What I’ve found
Second year Ecology and Conservation BSc(Hons) student, Seniz, tells us about what she’s found so far studying here.
You need to research different courses before making a decision
Choosing what to study was slightly difficult as there are a range of courses related to the environment, each specialising in varyingly different areas. Originally I wanted to study zoology because I loved learning about animals, but I changed my mind to Ecology because I also wanted to learn about the environment in addition to that. It required looking at different courses and what they each taught, for my course I was really excited by the opportunities of field trips and lab work to supplement my knowledge – such as trips to Shropshire and Stanmer park where I learned about bird and plant identification.
Ecology and Conservation is a well-rounded course
In first year you learn about different ecosystems, genetics, microorganisms, and conservation. This is a great range of modules to have when first learning about ecology. You attend different field trips including to a rocky shore area at the coast in Brighton and you do lab work too. It’s a great opportunity to meet and interact with other course mates!
My course gives opportunities to study further into the topic that really interests you
The topic of evolution genuinely fascinates me. In my second year, I chose an optional module called ‘Human Origins and Evolution’. Here I learned about the history of humans as not only a species, but our extinct ancestors and other closely related species such as the Neanderthals and Denisovans. I enjoy that my course gives students opportunities to study further into the topic that really interests them by providing optional modules such as this.
In second year you can apply for a placement year
These run between your second and third years.

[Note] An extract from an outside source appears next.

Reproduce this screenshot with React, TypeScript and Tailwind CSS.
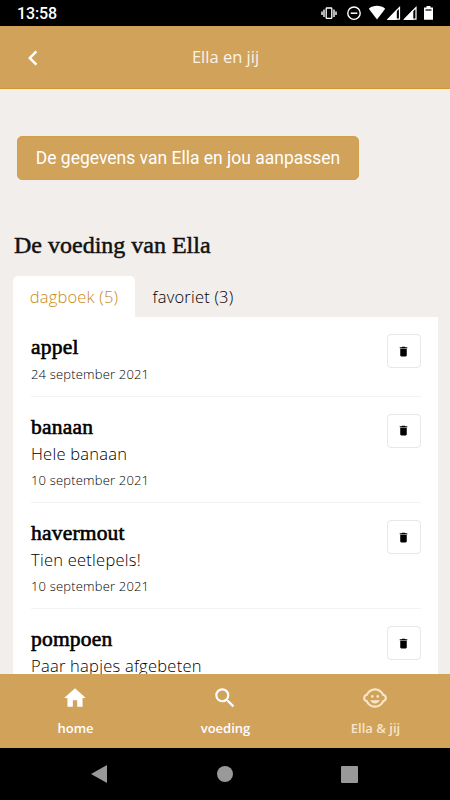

I would like to do a placement year myself, in particular being an educational ranger. This is where you teach young people about conservation and the environment. I would hope to gain more employability skills, but also learn more about conservation in practise and gain knowledge from those in full-time work in that field. Course leader Maureen Berg is always providing us with extra learning opportunities. For example, during the summer after my first year, I completed a course with Conservation Careers. This taught me what areas of conservation most suited me, and got me to reflect on what it is I was really passionate about. I would not have known of this without it being recommended by my course leader.